> [Problem]:
Wherever the string "page" appears, copy the whole line.

> [Supplied data]:
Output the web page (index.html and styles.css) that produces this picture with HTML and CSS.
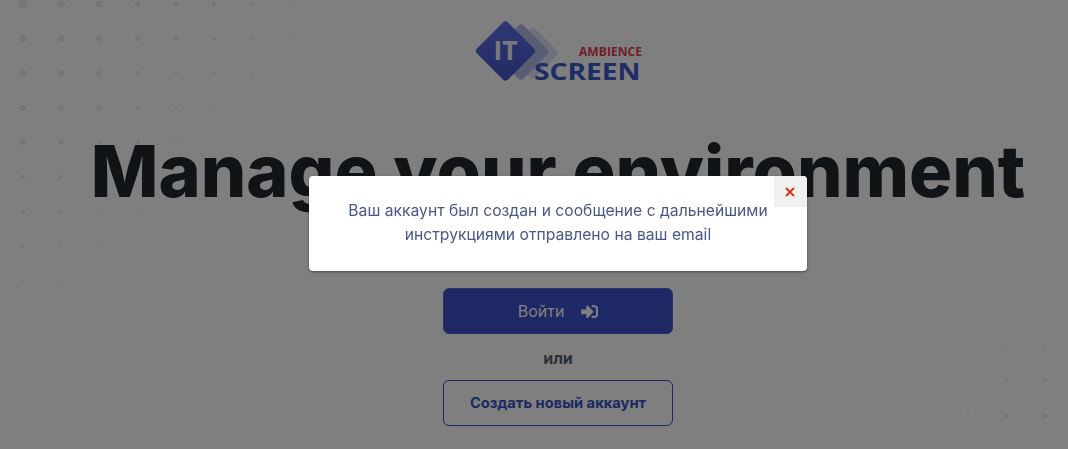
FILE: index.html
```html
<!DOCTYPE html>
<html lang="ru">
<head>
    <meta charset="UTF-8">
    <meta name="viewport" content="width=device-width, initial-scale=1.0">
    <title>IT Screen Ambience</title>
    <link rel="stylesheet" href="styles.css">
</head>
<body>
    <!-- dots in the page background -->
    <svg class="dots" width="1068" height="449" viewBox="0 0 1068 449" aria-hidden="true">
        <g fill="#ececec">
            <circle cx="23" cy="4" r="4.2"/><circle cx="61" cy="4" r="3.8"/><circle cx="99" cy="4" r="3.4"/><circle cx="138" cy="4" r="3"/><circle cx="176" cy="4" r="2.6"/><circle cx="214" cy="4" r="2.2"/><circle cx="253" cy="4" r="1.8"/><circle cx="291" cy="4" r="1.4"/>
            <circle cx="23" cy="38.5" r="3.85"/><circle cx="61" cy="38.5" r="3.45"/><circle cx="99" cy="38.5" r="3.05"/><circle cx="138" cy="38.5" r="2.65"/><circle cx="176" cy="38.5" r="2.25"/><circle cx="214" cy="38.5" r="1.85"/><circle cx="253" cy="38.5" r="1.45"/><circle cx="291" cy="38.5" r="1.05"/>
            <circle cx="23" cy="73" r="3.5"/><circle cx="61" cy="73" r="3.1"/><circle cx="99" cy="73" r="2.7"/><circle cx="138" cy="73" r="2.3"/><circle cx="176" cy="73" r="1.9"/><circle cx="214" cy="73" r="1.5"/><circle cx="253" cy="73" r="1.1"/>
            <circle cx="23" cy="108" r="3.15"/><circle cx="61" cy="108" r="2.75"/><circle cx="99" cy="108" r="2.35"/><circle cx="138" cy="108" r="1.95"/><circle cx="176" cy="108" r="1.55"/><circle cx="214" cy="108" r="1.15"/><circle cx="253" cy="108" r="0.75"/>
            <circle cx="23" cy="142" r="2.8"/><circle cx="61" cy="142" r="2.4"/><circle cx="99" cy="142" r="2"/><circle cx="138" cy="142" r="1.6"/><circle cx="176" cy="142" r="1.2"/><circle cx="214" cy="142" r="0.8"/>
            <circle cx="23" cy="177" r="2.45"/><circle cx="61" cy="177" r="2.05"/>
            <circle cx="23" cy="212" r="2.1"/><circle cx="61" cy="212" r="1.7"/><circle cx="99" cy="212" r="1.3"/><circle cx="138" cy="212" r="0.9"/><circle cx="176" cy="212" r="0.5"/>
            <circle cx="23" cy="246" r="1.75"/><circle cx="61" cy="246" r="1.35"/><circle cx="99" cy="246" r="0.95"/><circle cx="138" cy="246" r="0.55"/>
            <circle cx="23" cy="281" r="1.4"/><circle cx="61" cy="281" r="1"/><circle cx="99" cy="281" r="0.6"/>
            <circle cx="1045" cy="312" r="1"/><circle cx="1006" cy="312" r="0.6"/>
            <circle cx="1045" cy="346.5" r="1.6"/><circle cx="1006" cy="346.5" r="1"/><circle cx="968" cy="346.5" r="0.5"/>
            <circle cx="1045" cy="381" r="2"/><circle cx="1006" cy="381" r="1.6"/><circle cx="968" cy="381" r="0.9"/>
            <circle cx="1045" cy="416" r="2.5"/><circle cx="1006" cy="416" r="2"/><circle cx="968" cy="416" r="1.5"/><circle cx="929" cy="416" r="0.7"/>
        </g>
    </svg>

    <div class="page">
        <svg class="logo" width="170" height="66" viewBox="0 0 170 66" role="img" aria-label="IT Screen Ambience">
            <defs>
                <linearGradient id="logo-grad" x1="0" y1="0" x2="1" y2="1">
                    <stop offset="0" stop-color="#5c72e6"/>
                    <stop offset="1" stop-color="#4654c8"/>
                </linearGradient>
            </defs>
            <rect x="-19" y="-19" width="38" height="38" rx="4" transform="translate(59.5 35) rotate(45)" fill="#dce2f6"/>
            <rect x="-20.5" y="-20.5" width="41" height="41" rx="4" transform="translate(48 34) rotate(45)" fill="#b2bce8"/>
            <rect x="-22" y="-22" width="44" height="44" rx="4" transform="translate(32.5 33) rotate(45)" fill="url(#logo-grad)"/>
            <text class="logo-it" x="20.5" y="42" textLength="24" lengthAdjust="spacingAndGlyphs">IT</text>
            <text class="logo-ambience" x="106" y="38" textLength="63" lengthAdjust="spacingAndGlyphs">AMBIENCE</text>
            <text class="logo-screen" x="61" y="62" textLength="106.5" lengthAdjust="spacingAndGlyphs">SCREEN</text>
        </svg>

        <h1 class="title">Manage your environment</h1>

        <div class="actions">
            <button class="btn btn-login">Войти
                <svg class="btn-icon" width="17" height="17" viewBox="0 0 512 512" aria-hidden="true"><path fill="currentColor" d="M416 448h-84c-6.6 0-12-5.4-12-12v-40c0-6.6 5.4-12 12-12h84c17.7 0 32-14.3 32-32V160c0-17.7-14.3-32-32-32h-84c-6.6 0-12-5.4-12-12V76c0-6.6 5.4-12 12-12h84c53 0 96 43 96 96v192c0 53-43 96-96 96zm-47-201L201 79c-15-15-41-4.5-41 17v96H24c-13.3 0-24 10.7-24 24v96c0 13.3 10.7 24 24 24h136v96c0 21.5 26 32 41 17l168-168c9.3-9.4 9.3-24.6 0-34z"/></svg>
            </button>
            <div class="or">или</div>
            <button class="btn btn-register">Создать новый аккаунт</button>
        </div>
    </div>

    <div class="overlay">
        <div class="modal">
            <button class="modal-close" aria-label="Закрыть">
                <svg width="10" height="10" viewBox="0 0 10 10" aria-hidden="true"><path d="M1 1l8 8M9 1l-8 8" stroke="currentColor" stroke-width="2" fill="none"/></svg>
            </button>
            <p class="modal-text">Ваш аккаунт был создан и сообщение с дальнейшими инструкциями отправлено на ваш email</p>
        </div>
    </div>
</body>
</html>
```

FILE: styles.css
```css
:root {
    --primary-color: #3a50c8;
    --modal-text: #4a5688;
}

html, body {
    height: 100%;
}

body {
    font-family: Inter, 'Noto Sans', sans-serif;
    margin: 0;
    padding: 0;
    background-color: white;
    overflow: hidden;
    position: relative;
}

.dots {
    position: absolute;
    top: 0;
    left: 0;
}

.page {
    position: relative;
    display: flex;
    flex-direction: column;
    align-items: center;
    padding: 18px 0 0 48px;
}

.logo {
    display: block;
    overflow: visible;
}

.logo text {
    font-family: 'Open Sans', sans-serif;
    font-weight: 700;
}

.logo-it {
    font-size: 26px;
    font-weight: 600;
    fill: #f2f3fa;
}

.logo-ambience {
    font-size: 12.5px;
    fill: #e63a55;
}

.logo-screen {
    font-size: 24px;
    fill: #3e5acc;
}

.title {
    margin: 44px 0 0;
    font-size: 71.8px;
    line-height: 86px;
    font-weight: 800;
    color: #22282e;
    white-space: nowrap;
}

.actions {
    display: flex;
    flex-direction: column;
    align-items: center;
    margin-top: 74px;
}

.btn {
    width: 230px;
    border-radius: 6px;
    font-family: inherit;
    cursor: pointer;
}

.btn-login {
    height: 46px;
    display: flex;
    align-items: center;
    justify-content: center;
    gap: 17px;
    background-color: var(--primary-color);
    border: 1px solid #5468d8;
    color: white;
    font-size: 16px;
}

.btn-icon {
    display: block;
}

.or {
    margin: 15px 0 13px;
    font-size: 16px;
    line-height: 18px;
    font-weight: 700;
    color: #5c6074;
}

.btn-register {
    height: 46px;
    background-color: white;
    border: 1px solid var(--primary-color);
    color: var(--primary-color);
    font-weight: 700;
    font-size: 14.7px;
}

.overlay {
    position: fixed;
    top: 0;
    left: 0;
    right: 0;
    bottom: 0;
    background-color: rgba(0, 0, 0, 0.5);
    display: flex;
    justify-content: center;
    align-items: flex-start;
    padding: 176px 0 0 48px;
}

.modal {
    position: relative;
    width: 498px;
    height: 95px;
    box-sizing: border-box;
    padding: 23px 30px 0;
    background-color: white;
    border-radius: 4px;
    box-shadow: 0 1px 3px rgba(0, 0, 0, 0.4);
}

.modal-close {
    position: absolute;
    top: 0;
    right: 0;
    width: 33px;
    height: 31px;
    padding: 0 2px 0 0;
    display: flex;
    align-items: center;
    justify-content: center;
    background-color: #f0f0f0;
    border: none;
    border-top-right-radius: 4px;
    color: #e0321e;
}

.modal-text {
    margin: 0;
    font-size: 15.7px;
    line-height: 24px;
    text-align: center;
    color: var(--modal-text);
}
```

> [The reply]:
Output the web page (index.html and styles.css) that produces this picture with HTML and CSS.
    <!-- dots in the page background -->
    <div class="page">
.page {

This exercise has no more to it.